Will There’s No Will, There’s No Way Things Won’t Get Dicey. The Former Assistant For Tony Hsieh Wants $93 Million From His Estate.

FILE - In this June 25, 2014, file photo, former President Bill Clinton, left, speaks with Zappos.com CEO Tony Hsieh during a forum on the final day of the annual gathering of the Clinton Global Initiative America in Denver. Hsieh, retired CEO Zappos.com, has died. Hsieh was with family when he died Friday, Nov. 27, 2020, according to a statement from DTP Companies, which he founded. Downtown Partnership spokesperson Megan Fazio says Hsieh passed away in Connecticut, KLAS-TV reported. Hsieh recently retired from Zappos after 20 years leading the company. He worked to revitalize the Las Vegas area. (AP Photo/Brennan Linsley, File)
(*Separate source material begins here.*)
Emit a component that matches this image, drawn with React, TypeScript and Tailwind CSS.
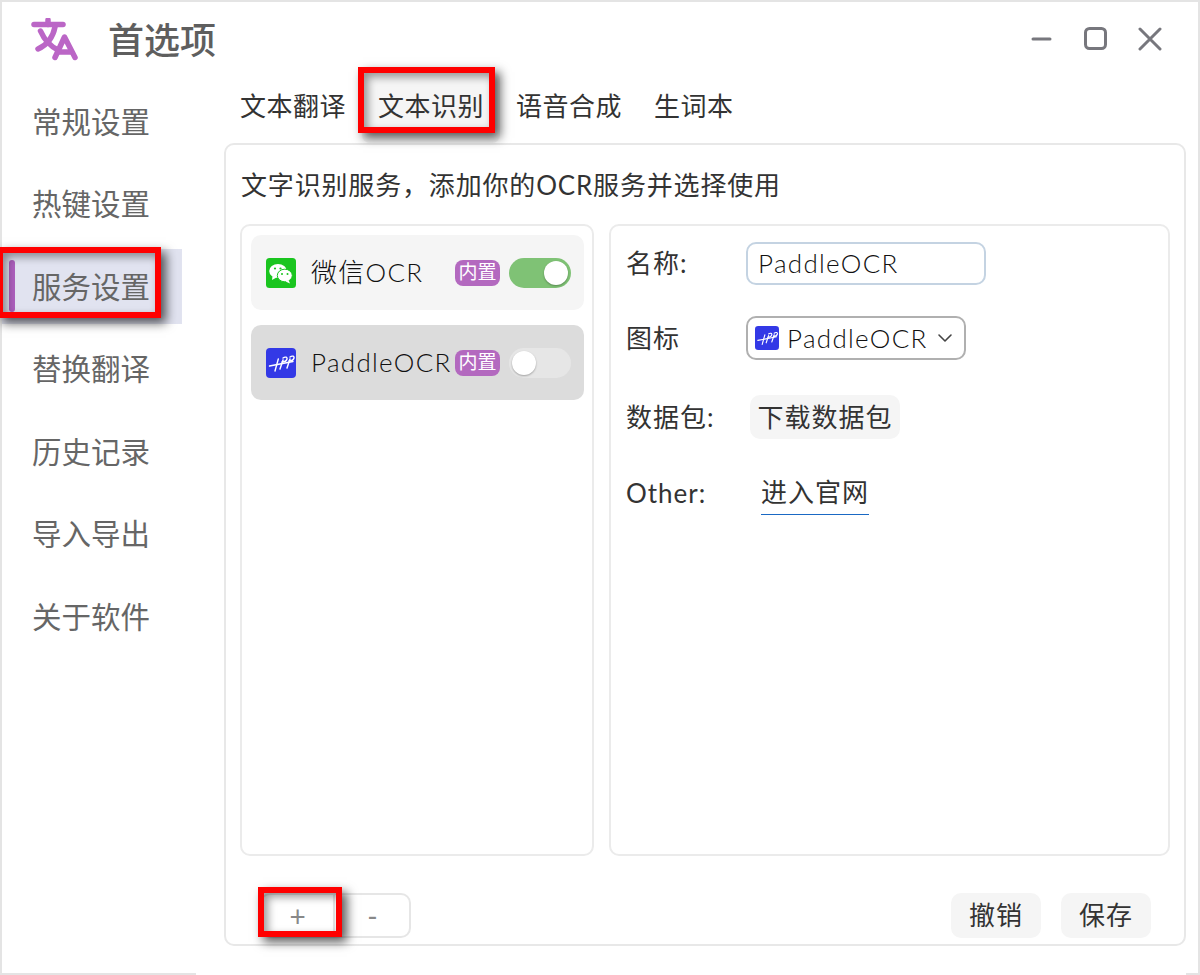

Tech mogul Tony Hsieh left no will, but more than $90 million hangs in the balance.

Following his death last November at 46, the litigation continues, and last Wednesday, attorneys for Hsieh’s assistant filed multiple claims on her behalf.

Jennifer “Mimi” Pham is seeking $93 million worth of creditor’s claims in his probate case.

Richard and Andrew Hsieh, Tony’s relatives and administrators of his estate, are handling Hsieh’s affairs.

According to court papers, Pham had been Tony Hsieh’s “assistant, right hand person, and friend for the seventeen years preceding his death.”

The Las Vegas Review-Journal reported:

“Hsieh used her cellphone account for his main number and had cable and utility accounts in Pham’s name, and they listed the same address on their drivers’ licenses, the court filings state.”

The claims are related to contracts she had with Hsieh, with the biggest a $75 million claim that represents “anticipated profit” from Hsieh’s documentary-movie streaming service.

Hsieh, the former Zappos boss, died from injuries suffered in a Connecticut house fire.

Hsieh sold the Las Vegas-based online shoe seller Zappos to Amazon for more than $1 billion in 2009.

The streaming service in the court documents is called Documentary+. It was launched two months ago; Hsieh’s ownership stake in the project is redacted in Pham’s court papers.

Lawyers and other representatives on both sides have declined comment on the proceedings.

Pham filed lawsuits earlier this year, according to the Review-Journal, alleging agreements with Hsieh were ignored.

As to the most lucrative of the allegations, the streaming service, Pham claimed that Hsieh – expressing a desire to begin work in making documentary films – told Pham she would be the point person for certain management and administrative support services.